Affamati di Dio senza saperlo


29 luglio 2018
XVII domenica TO – B
2Re 4,42-44 ; Sal 144(145) ; Ef 4,1-6 ; Gv 6,1-15
In questa 17 domenica del Tempo ordinario, Pasqua della settimana, le letture pare che ci facciano riflettere sulla fame dell’uomo. Sia nella prima lettura che nel Vangelo di parla di uomini affamati: da una parte a causa di una carestia dall’altra a causa del lungo tempo passato a seguire Gesù. In entrambi i casi Dio interviene per sfamare la sua gente.
Anche oggi l’uomo ha fame? E se ha fame di cosa ha fame?
Di denaro? Potere? Celebrità? Salute? Eternità? Verità? Pane?
Ogni volta che mi accosto al mondo dei giovani e mi dispongo ad ascoltarli in un modo o nell’altro esce un bisogno nascosto, quasi inconscio ma vitale: il bisogno di Dio, la fame di Dio!

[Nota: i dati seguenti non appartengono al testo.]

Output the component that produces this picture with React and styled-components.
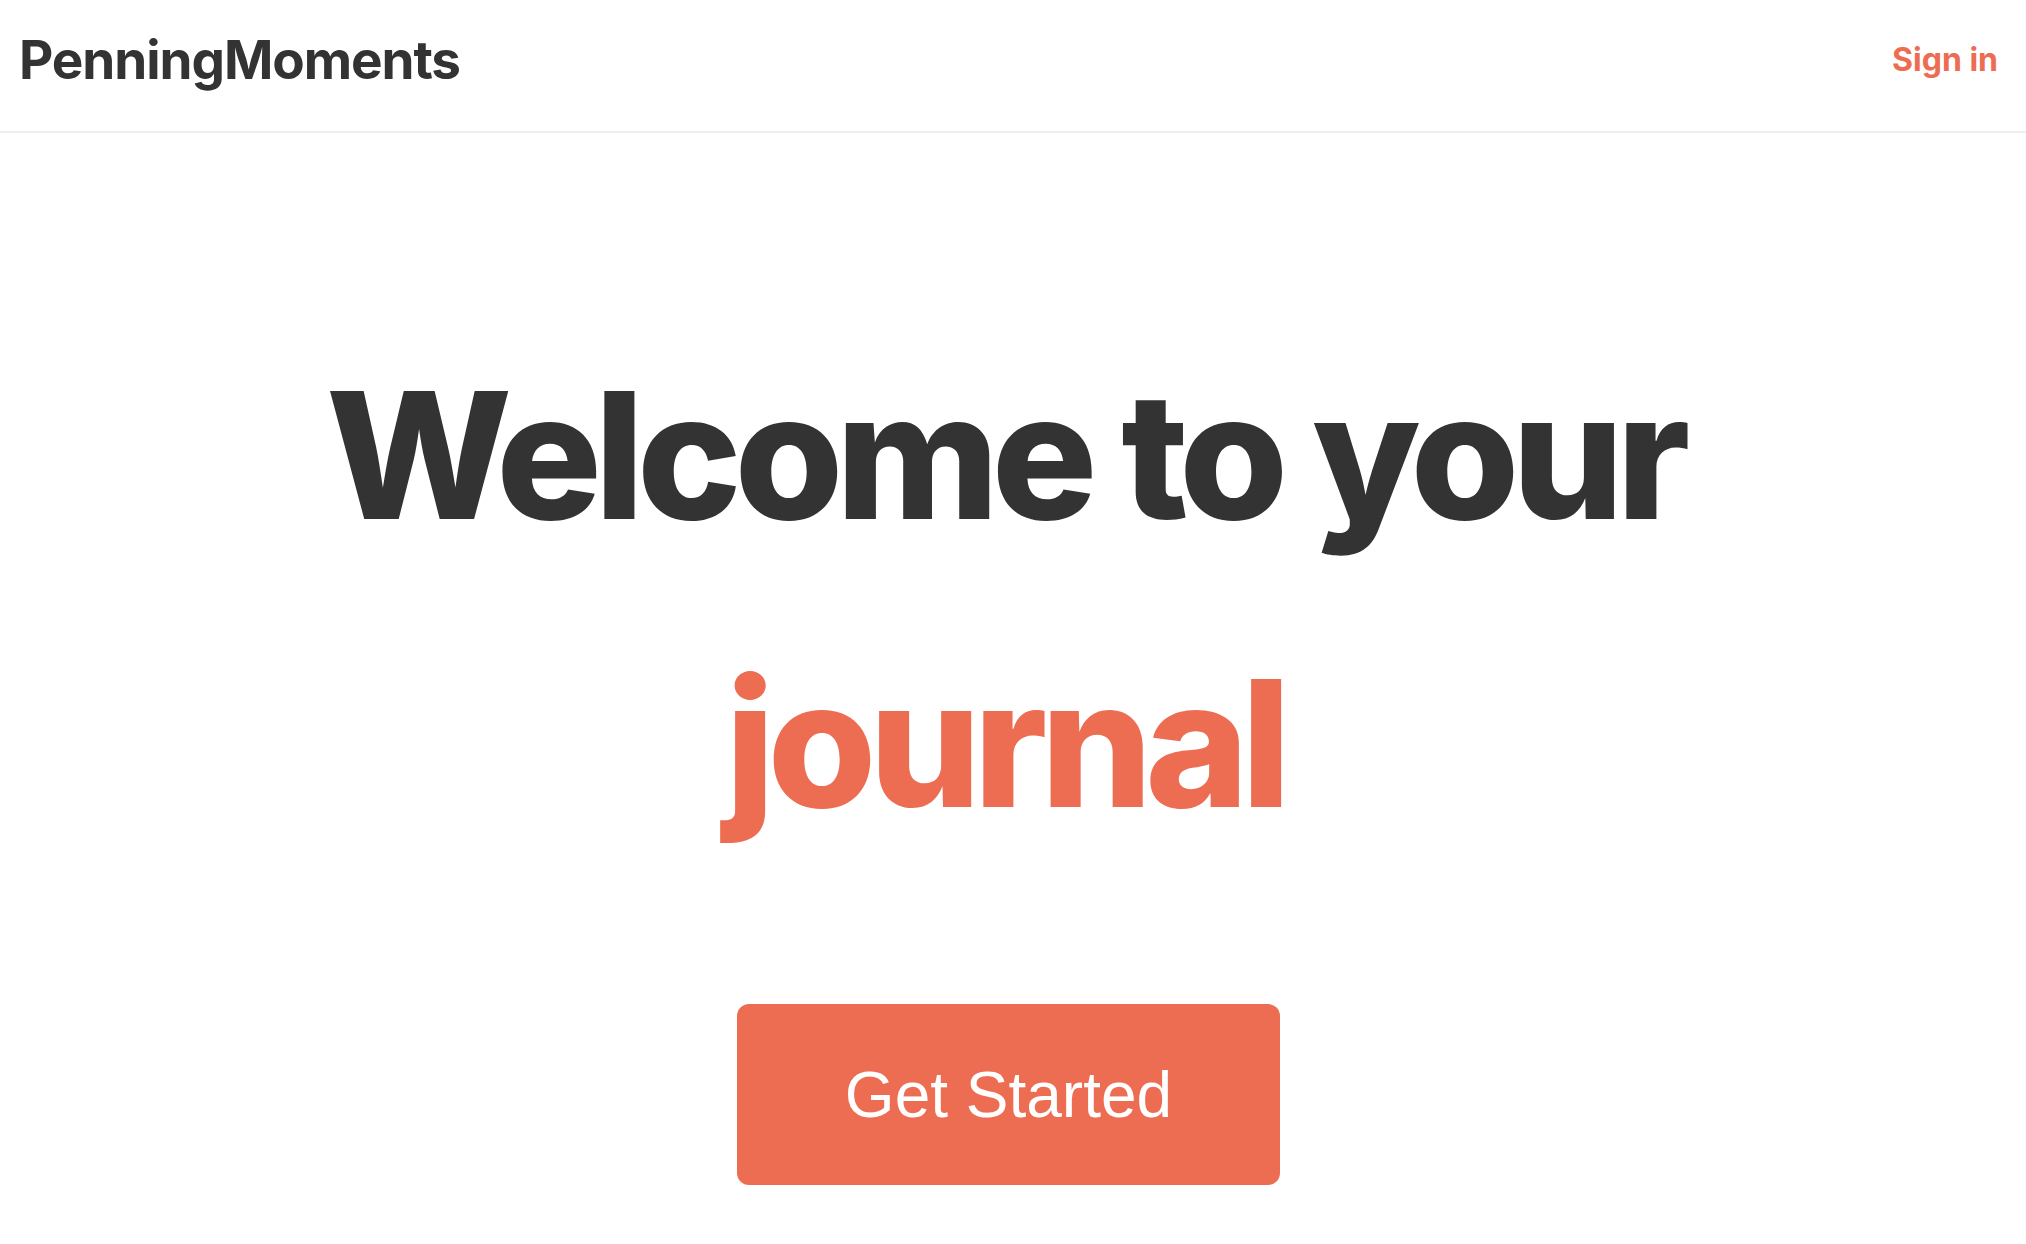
import React from 'react'
import styled, { createGlobalStyle } from 'styled-components'

const GlobalStyle = createGlobalStyle`
  html, body {
    margin: 0;
    padding: 0;
    background: #ffffff;
    font-family: Inter, "Noto Sans", sans-serif;
    color: #333333;
  }
`

const coral = '#ed6d52'

const Header = styled.header`
  box-sizing: border-box;
  height: 133px;
  padding: 0 28px 12px 19px;
  display: flex;
  align-items: center;
  justify-content: space-between;
  border-bottom: 2px solid #eeeeee;
`

const Logo = styled.a`
  font-family: Inter, sans-serif;
  font-size: 53px;
  font-weight: 700;
  letter-spacing: -0.02em;
  color: #333333;
  text-decoration: none;
`

const NavLink = styled.a`
  font-family: Inter, sans-serif;
  font-size: 32px;
  font-weight: 700;
  color: ${coral};
  text-decoration: none;
  cursor: pointer;
`

const Hero = styled.main`
  display: flex;
  flex-direction: column;
  align-items: center;
  padding: 178px 0 0 0;
`

const Title = styled.h1`
  margin: 0 17px 0 0;
  font-family: Inter, sans-serif;
  font-size: 176px;
  font-weight: 800;
  line-height: 288px;
  letter-spacing: -0.042em;
  text-align: center;
  color: #333333;
`

const Accent = styled.span`
  display: block;
  color: ${coral};
`

const CtaButton = styled.button`
  margin: 117px 9px 0 0;
  width: 543px;
  height: 181px;
  border: none;
  border-radius: 12px;
  background: ${coral};
  color: #ffffff;
  font-family: "Liberation Sans", Arial, sans-serif;
  font-size: 64px;
  font-weight: 400;
  cursor: pointer;
`

export default function App() {
  return (
    <>
      <GlobalStyle />
      <Header>
        <Logo href="#">PenningMoments</Logo>
        <NavLink>Sign in</NavLink>
      </Header>
      <Hero>
        <Title>
          Welcome to your
          <Accent>journal</Accent>
        </Title>
        <CtaButton>Get Started</CtaButton>
      </Hero>
    </>
  )
}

Oggi l’uomo, anche noi, ci nascondiamo dietro ai tanti bisogni della carne ma nel profondo, nonostante magari ci dichiariamo atei o non credenti, abbiamo tutti bisogno di Dio. Tutti infatti cerchiamo l’Amore, tutti desideriamo l’Eternità, tutti desideriamo la pace interiore. Il problema è che cerchiamo le risposte a tutto questo nei posti sbagliati: confondiamo l’Amore con il sesso; confondiamo l’Eternità con l’assenza della morte e quindi di tutti i segni della vecchiaia (pensiamo ai lifting, alle mode, alla crioconservazione …); confondiamo la pace interiore con l’isolamento dal mondo.
Nel Vangelo che oggi la liturgia ci presenta ma anche ella prima lettura, Gesù ci presenta la soluzione al problema della fame in maniera inaspettata. Cinque pani d’orzo e due pesci secchi diventano, grazie alla generosità del giovane proprietario, la materia prima per sfamare cinquemila uomini.
I pani d’orzo e i pesci secchi erano il cibo dei poveri. Gesù ci invita a guardare ai più povere per imparare a vivere. Anche oggi l’esempio dei più poveri deve scuotere le nostre sensibilità, noi che ci lamentiamo degli stipendi troppo bassi, che ci lamentiamo di una salute cagionevole, che ci lamentiamo che il cibo in tavola non basta mai o che non è di nostro gradimento (anche se la parola orrenda usata spesso è “mi fa schifo”) … dovremmo davvero guardare i più poveri, coloro che con quei pochi spiccioli hanno sempre il sorriso sul volto e la porta aperta per ospitare, coloro che, nonostante rilegati in un letto d’ospedale, hanno sempre il sorriso sul volto e gli occhi che trasmettono speranza, coloro che si accontentano di quello “che passa il convento” e non si lamentano se qualche pasto sono obbligati a scavalcarlo. Tutti questi poveri hanno sempre il sorriso sul volto, al contrario di noi che spesso e volentieri ci guardiamo in cagnesco e pensiamo male dell’altro invidiando ciò che apparentemente a noi manca.
Il Signore possa davvero aiutarci a sanare la nostra fame di Dio mantenendo lo sguardo fisso sulla pace interiore che i poveri hanno dentro di loro. Possa ognuno di noi fare l’esperienza di essere recuperato sempre da Dio, perché anche l’avanzo di quei pani non può venire sprecato è prezioso tanto quanto il pane intero. Ognuno di noi è una parte preziosa di quell’unico pane che è Cristo che ogni giorno si spezza nella Chiesa per donarsi ad ogni uomo che ha fame e sete di Amore, di Verità, di Eternità. Solo con questi sentimenti nel cuore possiamo davvero trovare ristoro per noi stessi e per coloro che camminano un tratto di strada insieme a noi.